Cumulative rainfall for the growing season was 25 percent above average throughout the Canadian Prairies and in some locations it was more than 50 percent above average. Farmers contended with moist conditions up to and through the harvest. Even so, crop abandonment was less than previously feared and canola harvested area was estimated 275,000 hectares higher to 8.1 million. While this year’s crop falls short of Canada’s record 2013 harvest (18 million tons), it is the second-largest ever. A larger supply in Canada would continue a high level of season-ending stocks in the country at 2.4 million tons. The number of rapeseed importing countries that could absorb that magnitude of additional supply is limited.

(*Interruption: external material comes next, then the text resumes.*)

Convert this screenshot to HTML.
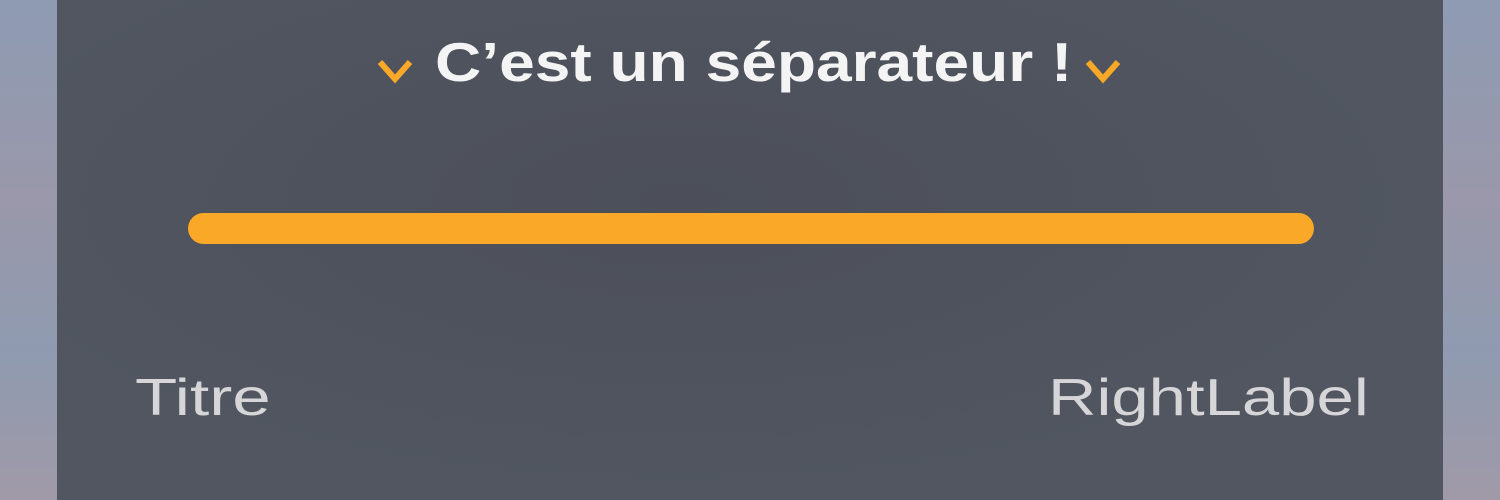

Two of them—China and the United States—already produced their own record large crops this year. Although China rapeseed imports for 2014/15 were forecast 250,000 tons higher this month to 3.75 million, they are seen only supporting the level of China’s stocks.

Lower Palm Oil Yields Trim Outlook for Indonesian Production Palm oil production

in Indonesia for 2014/15 is expected 500,000 tons lower this month at 33 million. A downward revision for the 2013/14 harvest to 30.5 million tons (a result of extended dry periods in Sumatra during 2013) led to the change in this year’s production forecast. Despite a dimmer production outlook, Indonesian palm oil stocks are still abundant. Exports growth is still likely in 2014/15 for Indonesian palm oil, which is forecast rising to 22.3 million tons compared with 21.2 million in 2013/14. Faced with accumulating stocks and declining prices, the Government of Indonesia (starting October 1) reduced its export tax for crude palm oil to zero. A lower export tax on palm oil, however, eases the downward pressure on domestic prices and thereby curtails its attractiveness for domestic biodiesel producers. EU palm oil imports for 2014/15 are forecast higher (to 6.85 million tons), which would maintain a mostly steady level for edible consumption.